**PROBLEM DESCRIPTION**
Restate the full listing word for word and leave the pictures out.

**DATASET SECTION**

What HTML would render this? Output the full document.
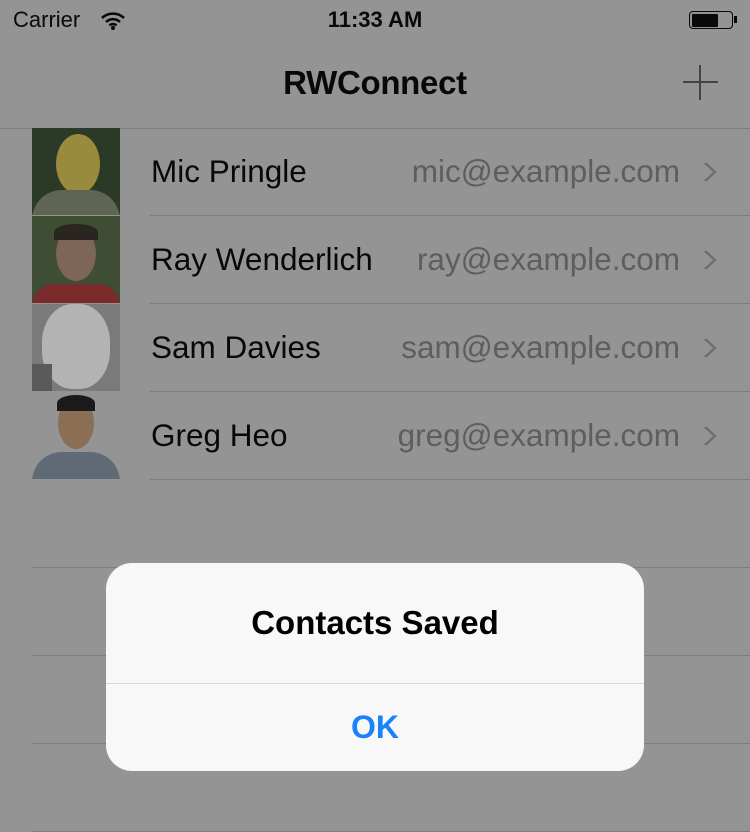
<!DOCTYPE html>
<html><head><style>
body{margin:0;width:750px;height:832px;background:#949494;font-family:"Liberation Sans",sans-serif;position:relative;overflow:hidden}
.a{position:absolute}
.sep{position:absolute;height:1px;background:#7e7e7e;right:0}
.name{position:absolute;left:151px;font-size:31.5px;color:#080808;line-height:40px}
.mail{position:absolute;right:70px;font-size:31.5px;color:#5e5e5e;line-height:40px}
.chev{position:absolute;left:702px}
.av{position:absolute;left:32px;width:88px;height:87px;overflow:hidden}
</style></head><body>
<div class="a" style="left:13px;top:7px;font-size:22px;color:#0a0a0a">Carrier</div>
<svg class="a" style="left:100px;top:11px" width="26" height="19" viewBox="0 0 26 19"><path d="M2 7a16 16 0 0 1 22 0M6 11a10 10 0 0 1 14 0M9.5 14.5a5 5 0 0 1 7 0" stroke="#0a0a0a" stroke-width="2.6" fill="none"/><circle cx="13" cy="17" r="2" fill="#0a0a0a"/></svg>
<div class="a" style="left:0;width:750px;text-align:center;top:7px;font-size:22px;font-weight:bold;color:#0a0a0a">11:33 AM</div>
<div class="a" style="left:689px;top:11px;width:42px;height:16px;border:1.5px solid #0a0a0a;border-radius:4px"></div>
<div class="a" style="left:692px;top:14px;width:26px;height:13px;background:#0a0a0a;border-radius:1px"></div>
<div class="a" style="left:734px;top:16px;width:3px;height:7px;background:#0a0a0a"></div>
<div class="a" style="left:0;width:750px;text-align:center;top:64px;font-size:33px;font-weight:bold;color:#080808;letter-spacing:-0.3px">RWConnect</div>
<div class="a" style="left:683px;top:81px;width:35px;height:2px;background:#444"></div>
<div class="a" style="left:699px;top:65px;width:2px;height:35px;background:#444"></div>
<div class="sep" style="left:0;top:128px"></div>

<div class="av" style="top:128px;background:#2b3a26"><div class="a" style="left:24px;top:6px;width:44px;height:60px;border-radius:50%;background:#9a8a3e"></div><div class="a" style="left:0;top:62px;width:88px;height:30px;background:#5f6552;border-radius:30px 30px 0 0"></div></div>
<div class="av" style="top:216px;background:#3e4d33"><div class="a" style="left:24px;top:10px;width:40px;height:55px;border-radius:50%;background:#7d6655"></div><div class="a" style="left:22px;top:8px;width:44px;height:16px;border-radius:50% 50% 0 0;background:#2a2520"></div><div class="a" style="left:0;top:68px;width:88px;height:22px;background:#7a2a2a;border-radius:30px 30px 0 0"></div></div>
<div class="av" style="top:304px;background:#7a7a7a"><div class="a" style="left:10px;top:0px;width:68px;height:85px;border-radius:45%;background:#b3b3b3"></div><div class="a" style="left:0;top:60px;width:20px;height:30px;background:#5a5a5a"></div></div>
<div class="av" style="top:392px;background:#949494"><div class="a" style="left:26px;top:5px;width:36px;height:52px;border-radius:50%;background:#8a6f55"></div><div class="a" style="left:25px;top:3px;width:38px;height:16px;border-radius:50% 50% 0 0;background:#1a1a1a"></div><div class="a" style="left:0;top:60px;width:88px;height:30px;background:#5f6a74;border-radius:30px 30px 0 0"></div></div>

<div class="name" style="top:151px">Mic Pringle</div><div class="mail" style="top:151px">mic@example.com</div>
<div class="name" style="top:239px">Ray Wenderlich</div><div class="mail" style="top:239px">ray@example.com</div>
<div class="name" style="top:327px">Sam Davies</div><div class="mail" style="top:327px">sam@example.com</div>
<div class="name" style="top:415px">Greg Heo</div><div class="mail" style="top:415px">greg@example.com</div>
<svg class="chev" style="top:161px" width="16" height="22"><path d="M3 2l10 9-10 9" stroke="#6e6e6e" stroke-width="2.5" fill="none"/></svg>
<svg class="chev" style="top:249px" width="16" height="22"><path d="M3 2l10 9-10 9" stroke="#6e6e6e" stroke-width="2.5" fill="none"/></svg>
<svg class="chev" style="top:337px" width="16" height="22"><path d="M3 2l10 9-10 9" stroke="#6e6e6e" stroke-width="2.5" fill="none"/></svg>
<svg class="chev" style="top:425px" width="16" height="22"><path d="M3 2l10 9-10 9" stroke="#6e6e6e" stroke-width="2.5" fill="none"/></svg>

<div class="sep" style="left:150px;top:215px"></div>
<div class="sep" style="left:150px;top:303px"></div>
<div class="sep" style="left:150px;top:391px"></div>
<div class="sep" style="left:150px;top:479px"></div>
<div class="sep" style="left:32px;top:567px"></div>
<div class="sep" style="left:32px;top:655px"></div>
<div class="sep" style="left:32px;top:743px"></div>
<div class="sep" style="left:32px;top:831px"></div>

<div class="a" style="left:106px;top:563px;width:538px;height:208px;background:#f8f8f8;border-radius:26px;overflow:hidden">
<div class="a" style="left:0;width:538px;top:41px;text-align:center;font-size:33px;font-weight:bold;color:#000">Contacts Saved</div>
<div class="a" style="left:0;width:538px;top:120px;height:1px;background:#d8d8d8"></div>
<div class="a" style="left:0;width:538px;top:146px;text-align:center;font-size:32px;font-weight:bold;color:#1a82fb">OK</div>
</div>
</body></html>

**WRITTEN ANSWER**
What HTML would render this? Output the full document.
<!DOCTYPE html>
<html><head><style>
body{margin:0;width:750px;height:832px;background:#949494;font-family:"Liberation Sans",sans-serif;position:relative;overflow:hidden}
.a{position:absolute}
.sep{position:absolute;height:1px;background:#7e7e7e;right:0}
.name{position:absolute;left:151px;font-size:31.5px;color:#080808;line-height:40px}
.mail{position:absolute;right:70px;font-size:31.5px;color:#5e5e5e;line-height:40px}
.chev{position:absolute;left:702px}
.av{position:absolute;left:32px;width:88px;height:87px;overflow:hidden}
</style></head><body>
<div class="a" style="left:13px;top:7px;font-size:22px;color:#0a0a0a">Carrier</div>
<svg class="a" style="left:100px;top:11px" width="26" height="19" viewBox="0 0 26 19"><path d="M2 7a16 16 0 0 1 22 0M6 11a10 10 0 0 1 14 0M9.5 14.5a5 5 0 0 1 7 0" stroke="#0a0a0a" stroke-width="2.6" fill="none"/><circle cx="13" cy="17" r="2" fill="#0a0a0a"/></svg>
<div class="a" style="left:0;width:750px;text-align:center;top:7px;font-size:22px;font-weight:bold;color:#0a0a0a">11:33 AM</div>
<div class="a" style="left:689px;top:11px;width:42px;height:16px;border:1.5px solid #0a0a0a;border-radius:4px"></div>
<div class="a" style="left:692px;top:14px;width:26px;height:13px;background:#0a0a0a;border-radius:1px"></div>
<div class="a" style="left:734px;top:16px;width:3px;height:7px;background:#0a0a0a"></div>
<div class="a" style="left:0;width:750px;text-align:center;top:64px;font-size:33px;font-weight:bold;color:#080808;letter-spacing:-0.3px">RWConnect</div>
<div class="a" style="left:683px;top:81px;width:35px;height:2px;background:#444"></div>
<div class="a" style="left:699px;top:65px;width:2px;height:35px;background:#444"></div>
<div class="sep" style="left:0;top:128px"></div>

<div class="av" style="top:128px;background:#2b3a26"><div class="a" style="left:24px;top:6px;width:44px;height:60px;border-radius:50%;background:#9a8a3e"></div><div class="a" style="left:0;top:62px;width:88px;height:30px;background:#5f6552;border-radius:30px 30px 0 0"></div></div>
<div class="av" style="top:216px;background:#3e4d33"><div class="a" style="left:24px;top:10px;width:40px;height:55px;border-radius:50%;background:#7d6655"></div><div class="a" style="left:22px;top:8px;width:44px;height:16px;border-radius:50% 50% 0 0;background:#2a2520"></div><div class="a" style="left:0;top:68px;width:88px;height:22px;background:#7a2a2a;border-radius:30px 30px 0 0"></div></div>
<div class="av" style="top:304px;background:#7a7a7a"><div class="a" style="left:10px;top:0px;width:68px;height:85px;border-radius:45%;background:#b3b3b3"></div><div class="a" style="left:0;top:60px;width:20px;height:30px;background:#5a5a5a"></div></div>
<div class="av" style="top:392px;background:#949494"><div class="a" style="left:26px;top:5px;width:36px;height:52px;border-radius:50%;background:#8a6f55"></div><div class="a" style="left:25px;top:3px;width:38px;height:16px;border-radius:50% 50% 0 0;background:#1a1a1a"></div><div class="a" style="left:0;top:60px;width:88px;height:30px;background:#5f6a74;border-radius:30px 30px 0 0"></div></div>

<div class="name" style="top:151px">Mic Pringle</div><div class="mail" style="top:151px">mic@example.com</div>
<div class="name" style="top:239px">Ray Wenderlich</div><div class="mail" style="top:239px">ray@example.com</div>
<div class="name" style="top:327px">Sam Davies</div><div class="mail" style="top:327px">sam@example.com</div>
<div class="name" style="top:415px">Greg Heo</div><div class="mail" style="top:415px">greg@example.com</div>
<svg class="chev" style="top:161px" width="16" height="22"><path d="M3 2l10 9-10 9" stroke="#6e6e6e" stroke-width="2.5" fill="none"/></svg>
<svg class="chev" style="top:249px" width="16" height="22"><path d="M3 2l10 9-10 9" stroke="#6e6e6e" stroke-width="2.5" fill="none"/></svg>
<svg class="chev" style="top:337px" width="16" height="22"><path d="M3 2l10 9-10 9" stroke="#6e6e6e" stroke-width="2.5" fill="none"/></svg>
<svg class="chev" style="top:425px" width="16" height="22"><path d="M3 2l10 9-10 9" stroke="#6e6e6e" stroke-width="2.5" fill="none"/></svg>

<div class="sep" style="left:150px;top:215px"></div>
<div class="sep" style="left:150px;top:303px"></div>
<div class="sep" style="left:150px;top:391px"></div>
<div class="sep" style="left:150px;top:479px"></div>
<div class="sep" style="left:32px;top:567px"></div>
<div class="sep" style="left:32px;top:655px"></div>
<div class="sep" style="left:32px;top:743px"></div>
<div class="sep" style="left:32px;top:831px"></div>

<div class="a" style="left:106px;top:563px;width:538px;height:208px;background:#f8f8f8;border-radius:26px;overflow:hidden">
<div class="a" style="left:0;width:538px;top:41px;text-align:center;font-size:33px;font-weight:bold;color:#000">Contacts Saved</div>
<div class="a" style="left:0;width:538px;top:120px;height:1px;background:#d8d8d8"></div>
<div class="a" style="left:0;width:538px;top:146px;text-align:center;font-size:32px;font-weight:bold;color:#1a82fb">OK</div>
</div>
</body></html>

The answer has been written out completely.